--- WRITTEN REQUEST ---
Copy out each line below that has the word "components" in it.

----- DATA BLOCK

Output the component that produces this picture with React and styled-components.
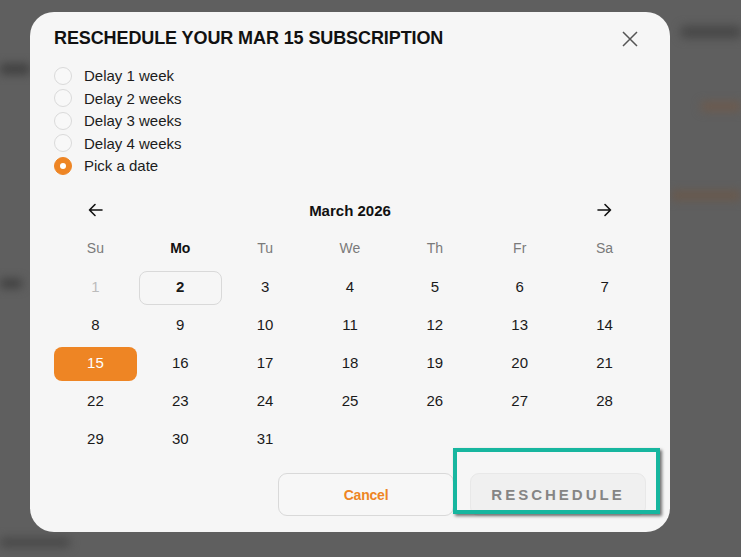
import styled, { createGlobalStyle } from "styled-components"

const GlobalStyle = createGlobalStyle`
  * { box-sizing: border-box; }
  html, body { margin: 0; padding: 0; }
  body {
    font-family: "Liberation Sans", Arial, sans-serif;
    background: #5f5f5f;
    color: #1a1a1a;
  }
`

const ORANGE = "#ee8524"

const Screen = styled.div`
  position: relative;
  width: 741px;
  height: 557px;
  overflow: hidden;
  background: #5f5f5f;
`

const BackPage = styled.div`
  display: flex;
  justify-content: space-between;
  height: 100%;
  filter: blur(5px);
`

const BackColumn = styled.div`
  display: flex;
  flex-direction: column;
  align-items: ${(p) => (p.$right ? "flex-end" : "flex-start")};
  padding-top: ${(p) => (p.$right ? "26px" : "64px")};
`

const Ghost = styled.div`
  width: ${(p) => p.$w}px;
  height: ${(p) => p.$h || 8}px;
  margin-top: ${(p) => p.$mt || 0}px;
  background: ${(p) => p.$color || "#3e3e3e"};
  border-radius: 3px;
`

const Modal = styled.div`
  position: absolute;
  left: 30px;
  top: 12px;
  width: 640px;
  height: 520px;
  background: #f6f6f6;
  border-radius: 24px;
  padding: 15px 24px 16px;
  display: flex;
  flex-direction: column;
`

const TitleRow = styled.div`
  display: flex;
  align-items: center;
  justify-content: space-between;
  height: 24px;
`

const Title = styled.h2`
  margin: 0;
  font-size: 18px;
  font-weight: 700;
  letter-spacing: -0.1px;
  color: #111;
`

const CloseButton = styled.button`
  border: none;
  background: none;
  padding: 0;
  margin-right: 6px;
  width: 20px;
  height: 20px;
  display: flex;
  align-items: center;
  justify-content: center;
  color: #555;
`

const Options = styled.div`
  display: flex;
  flex-direction: column;
  margin-top: 14px;
`

const Option = styled.label`
  display: flex;
  align-items: center;
  gap: 12px;
  height: 22.5px;
  font-size: 15px;
  color: #1c1c1c;
`

const Radio = styled.span`
  width: 18px;
  height: 18px;
  border-radius: 50%;
  flex-shrink: 0;
  display: flex;
  align-items: center;
  justify-content: center;
  border: 1px solid ${(p) => (p.$checked ? ORANGE : "#dadada")};
  background: ${(p) => (p.$checked ? ORANGE : "#f8f8f8")};

  &::after {
    content: "";
    display: ${(p) => (p.$checked ? "block" : "none")};
    width: 6px;
    height: 6px;
    border-radius: 50%;
    background: #fff;
  }
`

const Calendar = styled.div`
  display: grid;
  grid-template-columns: repeat(7, 1fr);
  column-gap: 2px;
  margin-top: 18px;
`

const MonthHeader = styled.div`
  grid-column: 2 / 7;
  display: flex;
  align-items: center;
  justify-content: center;
  height: 30px;
  font-size: 15px;
  font-weight: 700;
  color: #111;
`

const ArrowButton = styled.button`
  border: none;
  background: none;
  padding: 0;
  height: 30px;
  display: flex;
  align-items: center;
  justify-content: center;
  color: #111;
`

const Weekday = styled.div`
  height: 22px;
  margin-top: 12px;
  margin-bottom: 12px;
  display: flex;
  align-items: center;
  justify-content: center;
  font-size: 14px;
  font-weight: ${(p) => (p.$current ? 700 : 400)};
  color: ${(p) => (p.$current ? "#111" : "#7a7a7a")};
`

const Day = styled.div`
  height: 34px;
  margin-bottom: 4px;
  border-radius: 8px;
  display: flex;
  align-items: center;
  justify-content: center;
  padding-bottom: 3px;
  font-size: 15px;
  font-weight: ${(p) => (p.$today ? 700 : 400)};
  color: ${(p) => (p.$selected ? "#fff" : p.$disabled ? "#bcbcbc" : "#1a1a1a")};
  background: ${(p) => (p.$selected ? ORANGE : "transparent")};
  border: 1px solid ${(p) => (p.$today ? "#d9d9d9" : "transparent")};
`

const Footer = styled.div`
  position: relative;
  display: flex;
  justify-content: flex-end;
  gap: 16px;
  margin-top: 12px;
`

const Button = styled.button`
  width: 176px;
  height: 43px;
  border-radius: 9px;
  font-family: "Liberation Sans", Arial, sans-serif;
  font-weight: 700;
  cursor: pointer;
  font-size: ${(p) => (p.$primary ? "15px" : "14px")};
  letter-spacing: ${(p) => (p.$primary ? "3px" : "-0.2px")};
  color: ${(p) => (p.$primary ? "#858585" : ORANGE)};
  background: ${(p) => (p.$primary ? "#f0f0f0" : "#f7f7f7")};
  border: 1px solid ${(p) => (p.$primary ? "#e8e8e8" : "#d9d9d9")};
`

const Highlight = styled.div`
  position: absolute;
  right: -14px;
  top: -25px;
  width: 207px;
  height: 66px;
  border: 4px solid #17b69f;
  box-shadow: 2px 2px 3px rgba(0, 0, 0, 0.55);
  pointer-events: none;
`

const options = ["Delay 1 week", "Delay 2 weeks", "Delay 3 weeks", "Delay 4 weeks", "Pick a date"]
const weekdays = ["Su", "Mo", "Tu", "We", "Th", "Fr", "Sa"]

function CloseIcon() {
  return (
    <svg width="16" height="16" viewBox="0 0 16 16" fill="none" stroke="currentColor" strokeWidth="1.5">
      <path d="M1 1 L15 15 M15 1 L1 15" />
    </svg>
  )
}

function Arrow({ left }) {
  return (
    <svg width="15" height="14" viewBox="0 0 15 14" fill="none" stroke="currentColor" strokeWidth="1.6" strokeLinecap="round" strokeLinejoin="round">
      {left ? <path d="M14 7 H1.5 M7 1.5 L1.5 7 L7 12.5" /> : <path d="M1 7 H13.5 M8 1.5 L13.5 7 L8 12.5" />}
    </svg>
  )
}

export default function App() {
  const days = Array.from({ length: 31 }, (_, i) => i + 1)

  return (
    <Screen>
      <GlobalStyle />
      <BackPage>
        <BackColumn>
          <Ghost $w={30} $h={10} />
          <Ghost $w={22} $h={9} $mt={205} />
          <Ghost $w={70} $h={9} $mt={250} $color="#474747" />
        </BackColumn>
        <BackColumn $right>
          <Ghost $w={60} $h={12} $color="#474747" />
          <Ghost $w={40} $h={9} $mt={64} $color="#6e5a4c" />
          <Ghost $w={70} $h={9} $mt={80} $color="#6a584a" />
        </BackColumn>
      </BackPage>

      <Modal>
        <TitleRow>
          <Title>RESCHEDULE YOUR MAR 15 SUBSCRIPTION</Title>
          <CloseButton aria-label="Close">
            <CloseIcon />
          </CloseButton>
        </TitleRow>

        <Options>
          {options.map((label, i) => (
            <Option key={label}>
              <Radio $checked={i === options.length - 1} />
              {label}
            </Option>
          ))}
        </Options>

        <Calendar>
          <ArrowButton aria-label="Previous month">
            <Arrow left />
          </ArrowButton>
          <MonthHeader>March 2026</MonthHeader>
          <ArrowButton aria-label="Next month">
            <Arrow />
          </ArrowButton>

          {weekdays.map((d) => (
            <Weekday key={d} $current={d === "Mo"}>
              {d}
            </Weekday>
          ))}

          {days.map((d) => (
            <Day key={d} $disabled={d === 1} $today={d === 2} $selected={d === 15}>
              {d}
            </Day>
          ))}
        </Calendar>

        <Footer>
          <Button>Cancel</Button>
          <Button $primary>RESCHEDULE</Button>
          <Highlight />
        </Footer>
      </Modal>
    </Screen>
  )
}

----------

--- RESULT OF THIS EXERCISE ---
Output the component that produces this picture with React and styled-components.
import styled, { createGlobalStyle } from "styled-components"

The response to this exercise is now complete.